I guess it's dangerous to use words like "nobody" or "everyone" or "always" or "never" on the overly pedantic Hacker News. I would hope that the sentiment of my point came across either way. If not, let me clarify: it's generally preferred to spend engineering effort on building new features and optimizing code to improve performance etc. over e.g. rewriting code from scratch to simplify it's maintenance. I would venture to guess that an overwhelming amount of engineering effort is spent on effectively adding complexity to code.
Whoever is able to demonstrate the value of a sequence of work to the business will get their work prioritized. Product’s job is to shape and predict the value of adding new features. Customer complaints about slow reports help Customer Support justify performance optimizations.
If engineers want the business to pay them for simplifying maintenance, they can identify a collection of support tickets that have a compelling root cause, and propose refactoring that system to eliminate the bugs and maintenance issues.
What I usually see is us engineers calling it “tech debt” and complaining we never take time for it, which is about as effective as the bookkeeper complaining about the paperwork that debt payments create for him. Businesses love debt. It’s a useful financial tool. The business doesn’t get the issue.
Funny that I'm nobody again. I work for a big german retailer. A big part of my work includes simplifying and refactoring code, so that we have lower maintenance cost and can move faster as a organisation unit. This was also a big factor in my last promotion.
We also increased profit by lowering our runtime cost by some of those optimizations.
If I were a betting man, I would bet that the main reason why you're allowed to do that is because you lowered runtime costs by some of those optimizations, not because of the cleaner code you can move faster.
? not parent, but I am really surprised by that mindset.
A large part of my career has been telling my boss "we should invest 5h of cleanup time here to make sure that in the future we won't have those 5h worth of obstacles here before building a new feature on top of it".
In industries where requirements change on a weekly or monthly basis, agility is worth a lot.

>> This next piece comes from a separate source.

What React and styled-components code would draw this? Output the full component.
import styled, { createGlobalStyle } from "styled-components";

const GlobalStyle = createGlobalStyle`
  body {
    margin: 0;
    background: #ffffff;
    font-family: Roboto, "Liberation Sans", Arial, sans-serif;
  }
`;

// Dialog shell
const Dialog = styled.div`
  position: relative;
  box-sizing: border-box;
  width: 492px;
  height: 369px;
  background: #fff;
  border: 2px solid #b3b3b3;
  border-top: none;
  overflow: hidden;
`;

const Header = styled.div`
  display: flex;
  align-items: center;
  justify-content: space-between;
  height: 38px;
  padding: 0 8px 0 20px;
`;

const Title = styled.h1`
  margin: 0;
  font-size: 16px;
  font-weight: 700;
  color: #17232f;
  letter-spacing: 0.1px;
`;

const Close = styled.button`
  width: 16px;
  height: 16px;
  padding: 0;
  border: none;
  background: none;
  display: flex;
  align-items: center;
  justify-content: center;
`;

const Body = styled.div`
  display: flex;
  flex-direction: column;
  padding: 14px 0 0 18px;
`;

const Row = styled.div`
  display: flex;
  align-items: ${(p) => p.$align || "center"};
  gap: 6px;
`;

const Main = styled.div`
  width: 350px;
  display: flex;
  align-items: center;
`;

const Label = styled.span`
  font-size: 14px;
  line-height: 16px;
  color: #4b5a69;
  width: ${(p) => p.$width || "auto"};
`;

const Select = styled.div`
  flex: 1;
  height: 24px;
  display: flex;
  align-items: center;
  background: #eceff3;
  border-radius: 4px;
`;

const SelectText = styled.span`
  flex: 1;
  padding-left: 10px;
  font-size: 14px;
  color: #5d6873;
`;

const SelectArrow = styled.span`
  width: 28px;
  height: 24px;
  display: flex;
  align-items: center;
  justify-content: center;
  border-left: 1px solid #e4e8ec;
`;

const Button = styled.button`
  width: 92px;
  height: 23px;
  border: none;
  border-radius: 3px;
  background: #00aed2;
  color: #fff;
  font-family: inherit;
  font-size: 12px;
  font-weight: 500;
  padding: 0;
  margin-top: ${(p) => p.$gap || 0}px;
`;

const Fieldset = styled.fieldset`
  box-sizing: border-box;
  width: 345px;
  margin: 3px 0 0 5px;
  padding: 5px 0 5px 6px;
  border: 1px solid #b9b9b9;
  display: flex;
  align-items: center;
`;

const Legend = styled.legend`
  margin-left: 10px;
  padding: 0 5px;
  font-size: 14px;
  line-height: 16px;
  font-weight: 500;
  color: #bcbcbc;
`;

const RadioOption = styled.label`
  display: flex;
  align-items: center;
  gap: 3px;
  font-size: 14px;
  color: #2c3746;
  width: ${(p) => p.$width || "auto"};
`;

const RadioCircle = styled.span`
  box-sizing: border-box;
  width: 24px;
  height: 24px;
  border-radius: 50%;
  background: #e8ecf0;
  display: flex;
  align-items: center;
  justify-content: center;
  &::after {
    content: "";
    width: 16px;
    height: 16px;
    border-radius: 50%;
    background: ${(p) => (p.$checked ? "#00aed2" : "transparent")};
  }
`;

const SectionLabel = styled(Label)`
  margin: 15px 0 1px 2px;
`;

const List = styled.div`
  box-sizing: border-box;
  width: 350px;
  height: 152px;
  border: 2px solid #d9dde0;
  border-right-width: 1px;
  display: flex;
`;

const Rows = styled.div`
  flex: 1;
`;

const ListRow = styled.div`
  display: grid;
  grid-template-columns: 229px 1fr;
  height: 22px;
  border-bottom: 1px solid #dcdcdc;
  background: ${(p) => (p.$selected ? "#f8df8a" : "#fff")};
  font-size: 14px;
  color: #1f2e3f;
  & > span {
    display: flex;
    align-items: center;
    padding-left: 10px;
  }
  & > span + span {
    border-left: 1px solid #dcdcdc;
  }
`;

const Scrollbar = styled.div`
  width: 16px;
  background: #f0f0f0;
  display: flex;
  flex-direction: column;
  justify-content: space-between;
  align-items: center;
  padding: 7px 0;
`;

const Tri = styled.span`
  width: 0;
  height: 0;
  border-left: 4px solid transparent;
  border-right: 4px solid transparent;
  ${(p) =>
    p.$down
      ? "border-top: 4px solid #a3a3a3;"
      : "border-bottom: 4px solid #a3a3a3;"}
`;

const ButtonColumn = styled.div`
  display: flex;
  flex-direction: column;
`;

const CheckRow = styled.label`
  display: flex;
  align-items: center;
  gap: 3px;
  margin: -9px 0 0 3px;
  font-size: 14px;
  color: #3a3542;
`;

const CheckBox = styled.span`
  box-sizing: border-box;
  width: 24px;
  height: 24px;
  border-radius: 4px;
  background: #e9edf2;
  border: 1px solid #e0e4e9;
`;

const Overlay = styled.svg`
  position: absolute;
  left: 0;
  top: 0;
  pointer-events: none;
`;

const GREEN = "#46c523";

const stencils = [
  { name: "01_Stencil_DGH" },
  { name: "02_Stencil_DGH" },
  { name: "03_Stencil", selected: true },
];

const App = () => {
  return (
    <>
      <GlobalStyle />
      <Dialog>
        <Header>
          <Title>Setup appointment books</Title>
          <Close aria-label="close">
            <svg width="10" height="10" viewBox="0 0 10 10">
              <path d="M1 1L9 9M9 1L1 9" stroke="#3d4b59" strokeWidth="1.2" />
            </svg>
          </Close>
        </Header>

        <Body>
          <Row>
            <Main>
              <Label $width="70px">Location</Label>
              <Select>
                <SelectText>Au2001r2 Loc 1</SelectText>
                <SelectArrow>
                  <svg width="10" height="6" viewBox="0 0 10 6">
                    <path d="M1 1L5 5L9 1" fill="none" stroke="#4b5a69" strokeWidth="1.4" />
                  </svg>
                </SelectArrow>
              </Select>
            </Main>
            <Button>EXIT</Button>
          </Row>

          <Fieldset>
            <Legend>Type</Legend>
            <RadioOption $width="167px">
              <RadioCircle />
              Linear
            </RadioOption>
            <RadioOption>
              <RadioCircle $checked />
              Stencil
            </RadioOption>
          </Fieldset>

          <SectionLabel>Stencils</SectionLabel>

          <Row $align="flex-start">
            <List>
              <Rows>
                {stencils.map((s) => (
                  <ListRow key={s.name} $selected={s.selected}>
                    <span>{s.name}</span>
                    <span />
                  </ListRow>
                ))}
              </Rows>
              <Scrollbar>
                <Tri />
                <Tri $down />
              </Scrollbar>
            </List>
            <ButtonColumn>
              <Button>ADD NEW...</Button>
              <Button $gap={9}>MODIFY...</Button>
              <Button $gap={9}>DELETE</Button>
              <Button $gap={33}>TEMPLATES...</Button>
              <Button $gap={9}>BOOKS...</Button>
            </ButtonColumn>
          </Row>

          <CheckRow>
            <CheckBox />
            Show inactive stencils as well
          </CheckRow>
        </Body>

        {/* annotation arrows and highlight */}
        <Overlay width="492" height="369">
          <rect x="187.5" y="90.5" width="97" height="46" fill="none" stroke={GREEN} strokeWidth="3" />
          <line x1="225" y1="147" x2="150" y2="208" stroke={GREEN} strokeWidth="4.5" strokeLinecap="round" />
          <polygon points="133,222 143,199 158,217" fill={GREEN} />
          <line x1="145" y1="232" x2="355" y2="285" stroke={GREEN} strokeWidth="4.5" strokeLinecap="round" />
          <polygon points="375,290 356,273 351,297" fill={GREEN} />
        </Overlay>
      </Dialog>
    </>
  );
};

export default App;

I completely agree. My bet would be the bosses usually don't. So in a lot of places you need another "excuse" (or as another poster mentioned, spend the time saved to invest more into maintainability but cover it up).

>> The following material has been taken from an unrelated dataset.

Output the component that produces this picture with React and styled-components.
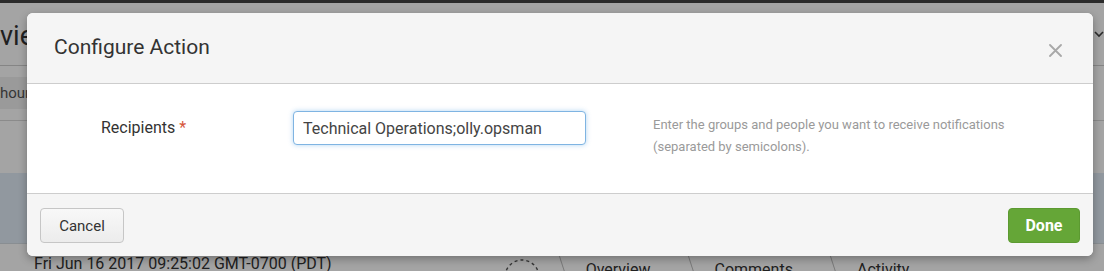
import React from 'react';
import styled, { createGlobalStyle } from 'styled-components';

const GlobalStyle = createGlobalStyle`
  html, body {
    margin: 0;
    padding: 0;
    width: 1104px;
    height: 271px;
    overflow: hidden;
    background: #fff;
    font-family: Roboto, "Liberation Sans", Arial, sans-serif;
  }
  * { box-sizing: border-box; }
`;

function App() {
  return (
    <Screen>
      <GlobalStyle />
      <Page>
        <TopStrip />
        <PageHeader>
          <PageTitle>view</PageTitle>
          <Chevron width="10" height="7" viewBox="0 0 10 7">
            <polyline points="1,1 5,5 9,1" fill="none" stroke="#444" strokeWidth="1.6" />
          </Chevron>
        </PageHeader>
        <FilterRow>
          <TimeBox>hours</TimeBox>
        </FilterRow>
        <GapRow />
        <SelectedRow />
        <DetailRow>
          <Timestamp>Fri Jun 16 2017 09:25:02 GMT-0700 (PDT)</Timestamp>
          <Spinner width="40" height="40" viewBox="0 0 40 40">
            <circle cx="20" cy="20" r="17" fill="none" stroke="#555" strokeWidth="1.4" strokeDasharray="3 3" />
          </Spinner>
          <Tabs>
            <Tab>Overview</Tab>
            <Tab>Comments</Tab>
            <Tab>Activity</Tab>
          </Tabs>
        </DetailRow>
      </Page>

      <Overlay />

      <Modal>
        <ModalHeader>
          <ModalTitle>Configure Action</ModalTitle>
          <CloseBtn aria-label="Close">
            <svg width="13" height="13" viewBox="0 0 13 13">
              <path d="M1 1 L12 12 M12 1 L1 12" stroke="#a8a8a8" strokeWidth="1.8" strokeLinecap="round" />
            </svg>
          </CloseBtn>
        </ModalHeader>
        <ModalBody>
          <FieldLabel>
            Recipients <Required>*</Required>
          </FieldLabel>
          <TextInput defaultValue="Technical Operations;olly.opsman" />
          <HelpText>
            Enter the groups and people you want to receive notifications
            <br />
            (separated by semicolons).
          </HelpText>
        </ModalBody>
        <ModalFooter>
          <CancelBtn>Cancel</CancelBtn>
          <DoneBtn>Done</DoneBtn>
        </ModalFooter>
      </Modal>
    </Screen>
  );
}

export default App;

const Screen = styled.div`
  position: relative;
  width: 1104px;
  height: 271px;
  overflow: hidden;
`;

const Page = styled.div`
  display: flex;
  flex-direction: column;
  width: 100%;
  background: #fff;
  color: #333;

  & > * {
    flex-shrink: 0;
  }
`;

const TopStrip = styled.div`
  height: 3px;
  background: #434343;
`;

const PageHeader = styled.div`
  height: 63px;
  display: flex;
  align-items: flex-start;
  justify-content: space-between;
  border-bottom: 1px solid #cfcfcf;
`;

const PageTitle = styled.h1`
  margin: 0;
  padding-top: 16px;
  font-size: 27px;
  font-weight: 400;
  line-height: 34px;
  color: #333;
`;

const Chevron = styled.svg`
  margin: 28px 0 0 0;
  flex-shrink: 0;
`;

const FilterRow = styled.div`
  height: 55px;
  display: flex;
  align-items: center;
  border-bottom: 1px solid #d8d8d8;
`;

const TimeBox = styled.div`
  height: 32px;
  width: 120px;
  background: #f0f0f0;
  color: #555;
  font-size: 15px;
  line-height: 32px;
`;

const GapRow = styled.div`
  height: 52px;
`;

const SelectedRow = styled.div`
  height: 71px;
  background: #e1ecf7;
  border-bottom: 1px solid #d6dde4;
`;

const DetailRow = styled.div`
  height: 40px;
  display: flex;
  align-items: flex-start;
  padding-left: 34px;
`;

const Timestamp = styled.div`
  padding-top: 11px;
  font-size: 16px;
  line-height: 18px;
  color: #333;
  white-space: nowrap;
`;

const Spinner = styled.svg`
  margin: 13px 0 0 170px;
  flex-shrink: 0;
`;

const Tabs = styled.div`
  display: flex;
  margin-left: 11px;
  padding-top: 17px;
`;

const Tab = styled.div`
  position: relative;
  padding: 0 31px 0 33px;
  font-size: 16px;
  line-height: 18px;
  color: #333;
  white-space: nowrap;

  &::before {
    content: '';
    position: absolute;
    left: 2px;
    top: -17px;
    height: 40px;
    border-left: 1px solid #bcbcbc;
    transform: skewX(18deg);
    transform-origin: top left;
  }
`;

const Overlay = styled.div`
  position: absolute;
  inset: 0;
  background: rgba(0, 0, 0, 0.355);
`;

const Modal = styled.div`
  position: absolute;
  top: 13px;
  left: 27px;
  width: 1066px;
  height: 243px;
  display: flex;
  flex-direction: column;
  background: #fff;
  border-radius: 6px;
  overflow: hidden;
  box-shadow: 0 3px 9px rgba(0, 0, 0, 0.3);
`;

const ModalHeader = styled.div`
  height: 71px;
  flex-shrink: 0;
  display: flex;
  align-items: center;
  justify-content: space-between;
  padding: 0 31px 0 27px;
  background: #f5f5f5;
  border-bottom: 1px solid #cdcdcd;
`;

const ModalTitle = styled.h3`
  margin: 0 0 3px 0;
  font-size: 21px;
  font-weight: 400;
  color: #333;
`;

const CloseBtn = styled.button`
  display: flex;
  padding: 0;
  margin-top: 4px;
  border: none;
  background: none;
  cursor: pointer;
`;

const ModalBody = styled.div`
  height: 110px;
  flex-shrink: 0;
  display: grid;
  grid-template-columns: 125px 293px 1fr;
  column-gap: 67px;
  align-items: start;
  padding: 27px 0 0 74px;
  background: #fff;
  border-bottom: 1px solid #cdcdcd;
`;

const FieldLabel = styled.label`
  padding-top: 7px;
  font-size: 16px;
  line-height: 20px;
  color: #333;
  white-space: nowrap;
`;

const Required = styled.span`
  color: #d6563c;
`;

const TextInput = styled.input`
  width: 293px;
  height: 34px;
  padding: 0 9px;
  font-family: inherit;
  font-size: 16px;
  color: #444;
  background: #fff;
  border: 1px solid #7fb4e2;
  border-radius: 4px;
  outline: none;
  box-shadow: 0 0 5px rgba(82, 160, 225, 0.45);
`;

const HelpText = styled.div`
  padding-top: 3px;
  font-size: 13px;
  line-height: 22px;
  color: #9a9a9a;
`;

const ModalFooter = styled.div`
  flex: 1;
  display: flex;
  justify-content: space-between;
  align-items: flex-start;
  padding: 14px 13px 0 13px;
  background: #f5f5f5;
`;

const CancelBtn = styled.button`
  width: 84px;
  height: 35px;
  font-family: inherit;
  font-size: 15px;
  color: #333;
  background: linear-gradient(#f8f8f8, #ececec);
  border: 1px solid #c6c6c6;
  border-radius: 4px;
  cursor: pointer;
`;

const DoneBtn = styled.button`
  width: 72px;
  height: 35px;
  font-family: inherit;
  font-size: 16px;
  font-weight: 700;
  color: #fff;
  background: #65a637;
  border: 1px solid #5c9a31;
  border-radius: 4px;
  cursor: pointer;
`;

Not directly. But simplifying and refactoring can help you understand the code better than doing routine maintenance. This helps you solve bugs and write new features faster and with more stability, and also give better input during meetings.

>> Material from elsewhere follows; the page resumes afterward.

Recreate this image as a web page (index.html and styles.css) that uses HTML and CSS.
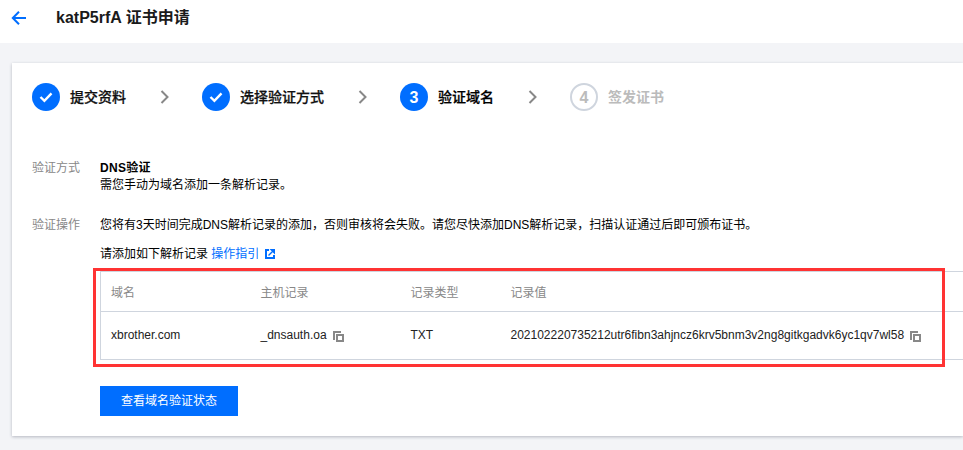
FILE: index.html
```html
<!DOCTYPE html>
<html lang="zh-CN">
<head>
<meta charset="utf-8">
<title>证书申请</title>
<link rel="stylesheet" href="styles.css">
</head>
<body>
<header class="topbar">
  <svg class="back" width="16" height="14" viewBox="0 0 16 14"><path d="M15 7H2.500M8 .8 1.800 7 8 13.200" fill="none" stroke="#006eff" stroke-width="2"/></svg>
  <h1 class="title">katP5rfA 证书申请</h1>
</header>
<main class="content">
  <section class="card">
    <ol class="steps">
      <li class="step">
        <span class="dot"><svg width="14" height="12" viewBox="0 0 14 12"><path d="M1.500 6 5.400 9.800 12.500 2.400" fill="none" stroke="#fff" stroke-width="2.400"/></svg></span>
        <span class="step-label">提交资料</span>
      </li>
      <li class="sep"><svg width="10" height="14" viewBox="0 0 10 14"><path d="M1.500 1 7.500 7l-6 6" fill="none" stroke="#888" stroke-width="2"/></svg></li>
      <li class="step">
        <span class="dot"><svg width="14" height="12" viewBox="0 0 14 12"><path d="M1.500 6 5.400 9.800 12.500 2.400" fill="none" stroke="#fff" stroke-width="2.400"/></svg></span>
        <span class="step-label">选择验证方式</span>
      </li>
      <li class="sep"><svg width="10" height="14" viewBox="0 0 10 14"><path d="M1.500 1 7.500 7l-6 6" fill="none" stroke="#888" stroke-width="2"/></svg></li>
      <li class="step">
        <span class="dot">3</span>
        <span class="step-label current">验证域名</span>
      </li>
      <li class="sep"><svg width="10" height="14" viewBox="0 0 10 14"><path d="M1.500 1 7.500 7l-6 6" fill="none" stroke="#888" stroke-width="2"/></svg></li>
      <li class="step todo">
        <span class="dot">4</span>
        <span class="step-label">签发证书</span>
      </li>
    </ol>

    <div class="form-row method">
      <div class="form-label">验证方式</div>
      <div class="form-value">
        <div class="strong">DNS验证</div>
        <div>需您手动为域名添加一条解析记录。</div>
      </div>
    </div>

    <div class="form-row operate">
      <div class="form-label">验证操作</div>
      <div class="form-value">
        <p class="notice">您将有3天时间完成DNS解析记录的添加，否则审核将会失败。请您尽快添加DNS解析记录，扫描认证通过后即可颁布证书。</p>
        <p class="guide">请添加如下解析记录 <a class="link" href="#">操作指引</a>
          <svg class="ext" width="10" height="10" viewBox="0 0 10 10"><path d="M4 1H1v8h8V6" fill="none" stroke="#006eff" stroke-width="2"/><path d="M5.500 0H10v4.500zM7.500 2.500 3.500 6.500" fill="#006eff" stroke="#006eff" stroke-width="1.400"/></svg>
        </p>
        <table class="records">
          <thead>
            <tr><th class="c1">域名</th><th class="c2">主机记录</th><th class="c3">记录类型</th><th>记录值</th></tr>
          </thead>
          <tbody>
            <tr>
              <td>xbrother.com</td>
              <td>_dnsauth.oa <svg class="copy" width="11" height="11" viewBox="0 0 11 11"><path d="M1 9V1h7" fill="none" stroke="#888" stroke-width="2"/><path d="M4 4h6v6H4z" fill="none" stroke="#888" stroke-width="2"/></svg></td>
              <td>TXT</td>
              <td>202102220735212utr6fibn3ahjncz6krv5bnm3v2ng8gitkgadvk6yc1qv7wl58 <svg class="copy" width="11" height="11" viewBox="0 0 11 11"><path d="M1 9V1h7" fill="none" stroke="#888" stroke-width="2"/><path d="M4 4h6v6H4z" fill="none" stroke="#888" stroke-width="2"/></svg></td>
            </tr>
          </tbody>
        </table>
        <button class="btn" type="button">查看域名验证状态</button>
      </div>
    </div>
  </section>
</main>
<div class="annotation"></div>
</body>
</html>
```
FILE: styles.css
```css
* { box-sizing: border-box; }
html, body { margin: 0; padding: 0; }
body {
  position: relative;
  height: 450px;
  overflow: hidden;
  background: #f3f4f7;
  color: #000;
  font: 12px/17px "Liberation Sans", "Noto Sans CJK SC", sans-serif;
}
.topbar {
  display: flex;
  align-items: center;
  height: 43px;
  padding: 0 0 7px 11px;
  background: #fff;
}
.back { flex: none; }
.title {
  margin: 0 0 0 29px;
  font-size: 16px;
  line-height: 24px;
  font-weight: 700;
  color: #1a1a1a;
}
.content { padding: 20px 0 0 12px; }
.card {
  height: 373px;
  padding: 20px 0 0 20px;
  background: #fff;
  box-shadow: 0 1px 3px rgba(54, 58, 80, .32);
}
.steps {
  display: flex;
  align-items: center;
  margin: 0;
  padding: 0;
  list-style: none;
}
.step { display: flex; align-items: center; }
.dot {
  display: flex;
  align-items: center;
  justify-content: center;
  width: 28px;
  height: 28px;
  border-radius: 50%;
  background: #006eff;
  color: #fff;
  font-size: 16px;
  font-weight: 700;
}
.step-label {
  margin-left: 10px;
  font-size: 14px;
  line-height: 28px;
  font-weight: 500;
  color: #111;
  -webkit-text-stroke: .25px currentColor;
}
.step-label.current { color: #000; }
.sep { display: flex; width: 76px; padding-left: 34px; }
.todo .dot {
  background: #fff;
  border: 2px solid #cfd5de;
  color: #bbb;
}
.todo .step-label { color: #bbb; -webkit-text-stroke: 0; font-weight: 700; }
.form-row { display: flex; }
.form-row.method { margin-top: 49px; }
.form-row.operate { margin-top: 23px; }
.form-label { width: 68px; flex: none; color: #888; }
.form-value { flex: 1; min-width: 0; }
.strong { font-weight: 700; letter-spacing: .3px; }
.notice { margin: 0; }
.guide { margin: 12px 0 0; }
.link { color: #006eff; text-decoration: none; }
.ext { margin-left: 2px; vertical-align: -1px; }
.records {
  width: 100%;
  margin-top: 8px;
  border-collapse: collapse;
  table-layout: fixed;
  border-top: 1px solid #cfd5de;
  border-left: 1px solid #cfd5de;
  border-bottom: 1px solid #cfd5de;
}
.records th, .records td {
  padding: 0 0 0 10px;
  text-align: left;
  white-space: nowrap;
}
.records th {
  height: 40px;
  padding-top: 3px;
  font-weight: 400;
  color: #888;
  border-bottom: 1px solid #cfd5de;
}
.records td { height: 48px; color: #222; }
.c1 { width: 150px; }
.c2 { width: 150px; }
.c3 { width: 100px; }
.copy { margin-left: 3px; vertical-align: -3px; }
.btn {
  display: block;
  width: 138px;
  height: 30px;
  margin-top: 26px;
  border: 0;
  padding: 0;
  background: #006eff;
  color: #fff;
  font: inherit;
}
.annotation {
  position: absolute;
  left: 93px;
  top: 268px;
  width: 852px;
  height: 99px;
  border: 3px solid #ff3333;
}
```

So, indirectly, yes: you can get promoted and collect revenue by simplifying and refactoring.
Most of the complexity and bugs I see in software are not because of the problem domain, but rather because of over-abstraction, under-abstraction and abstraction leaks, and also because of limitations and complexities introduced by the programming model or environment.
(unless you consider that "supporting five operating systems and the language must be X" is part of "essential complexity")
Of course, the more complex your domain is, the bigger is the program. But the non-essential complexity that exists due to the bureaucracy of languages/libraries/frameworks is a much bigger factor in adding complexity, bug and lines of code. Some examples:
- Manual allocation and deallocation of memory is a good example of something that we might think as essential, since it's intertwined with our domain code, but turns out to be unnecessary (even though the replacement has downsides). The billion-dollar problem (nulls) is another one.
- Supporting multiple environments/browsers/platforms. Competition is good, but the cost is steep for third-party developers. Using multiplatform frameworks partially solves but also has drawbacks: performance, limitations, bugs, leaky abstractions. If you need to be closer to metal, then different OSs have different threading models or API styles. Sometimes they don't even expose the main loop to you. You need to work around those limitations.
- In most environments we still don't have a nice way of handling async operations without leaking the abstraction. The current solution is adding "isLoading" data everywhere (or creating some abstraction around both buttons and the fetching mechanism). Concurrent Mode in React is probably the best thing we have so far.
- Most modern Javascript toolchains need multiple parsing steps: in the transpiler (to convert to ES5), in the bundler (to detect dependencies), in the linter, in the prettifier, and in tests. Compatibility between them is not guaranteed, and you might get conflicts which have to be solved by finding a middle ground, and that sometimes take more time than writing features.
- Dogmatism is another issue. I remember in one workplace years ago there was a "ORM only" rule and most of us would work the SQL and then convert to Rails ActiveRecord (or worse: Arel). In the end it was a complete waste of time and the results were impossible to maintain.
- I also think that the old Peter Norvig quote that "design patterns are missing language features" still stands. Go has proven that it's possible to have "dumb, simple code", but in other languages our best practices involve adding non-essential complexity to products.
The only exception to that in my experience is SQL: if a query is too big is not due to some bureaucracy of the language, but rather due to the complexity of the domain itself.
For me what you're describing is more mess than complexity. I see your point tho, but I'd also say that some of things you describe here are direct result of real world problem domain being complex, and changing over time.
For example, wrong abstractions. As long as engineers writing the software are competent (if they aren't - that's a totally different story) they'll try to chose right level of abstractions for current understanding of the problem. Years down the road, a lot of their choices maybe end up to be a mistake, very often because understanding of the problem changed, or problems itself changed, and something that was nice and clean solution isn't one anymore. If problem isn't fully fixed and 100% understood, you'll never be able to make all the right, future-proof decisions about right abstractions.
Yes, it is "mess". But it's also additional complexity that is non-essential to the problem. It's what Fred Brooks called accidental complexity in his No Silver Bullet essay. It is important for us to acknowledge and differentiate between the two kinds of complexity, because we in the software industry can and should aim at reducing the accidental/non-essential type.
About abstraction, even when it's good, it still depends. For example: you can use a Visitor Pattern to solve a collision detection problem, but if the language had multiple dispatch you would have less complexity. So it is definitely non-essential complexity.
But multiple dispatch could also be argued as non-essential complexity... I would much prefer a visitor pattern for the abstraction benefits, for example.
But that's not the point, that's not an example to be picked apart. The point is if there's a less complex way to solve the problem, then it's still causing non-essential (aka accidental) complexity. Even if the simpler solution is ugly, the more complex one is still introducing non-essential complexity. If we claim that every single thing we do with the code is part of the "real world problem", then we're throwing up our hands in the air and giving up on the problem of complexity of software. It's a naive and simple justification that's very comfortable for us, but doesn't amount to much. I really recommend reading the No Silver Bullet paper and Mythical Man Month. Fred Brooks explains those things very well.